Statistical Heuristics from Data Corpora
- Concept: Analyze large corpora of known-bad and known-good JSON pairs (or just known-bad JSON that has been manually repaired) to derive statistical priors for repair costs.
- Mechanism:
- Mine datasets like GitHub, Stack Overflow, or internal company logs for examples of malformed JSON and their fixes.
- Calculate frequencies of certain errors (e.g., missing commas vs. unquoted keys).
- Use these frequencies to inform the baseline costs of repair rules. More common errors might get slightly lower default costs.
- Benefit: This would make the default heuristics more aligned with real-world error distributions.
Challenges and Considerations
- Complexity: Implementing self-learning mechanisms adds significant complexity to the system.
- Performance: Learning processes, especially if run synchronously, could impact repair performance. Asynchronous learning and updates would be preferred.
- Transparency and Debuggability: It must remain clear why the system made a particular repair. Learned adjustments should be inspectable.
- User Control: Users should be able to disable learning, reset learned adaptations, or explicitly approve/reject learned patterns.
- Data Requirements: Effective learning often requires substantial amounts of data.
- Risk of “Bad Learning”: The system could learn incorrect patterns if not carefully designed, leading to worse, not better, repairs.
Potential Implementation Stages
- Manual/Configurable Profiles: Allow users to define source-specific cost adjustments or rule sets as a first step.
- Basic Success/Failure Cost Adjustments: Implement simple dynamic cost changes based on rule success in validated JSON.

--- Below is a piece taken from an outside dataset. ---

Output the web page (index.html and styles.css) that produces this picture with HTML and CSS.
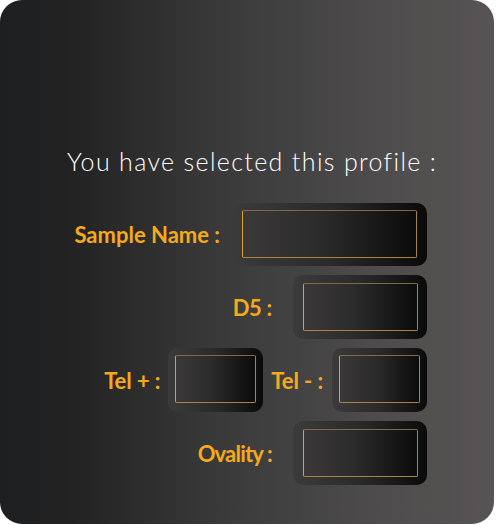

- Pattern Suggestion: Introduce mechanisms to detect frequent, high-cost repair sequences and suggest them to the user for codification into a lower-cost rule or profile.
- Automated Learning (Experimental): More advanced, automated learning would be a long-term research area.
Adaptive repair and self-learning are ambitious goals but represent the frontier for making JsonRemedy a truly intelligent and evolving tool that not only fixes JSON but also adapts to the ever-changing landscape of data sources and their quirks.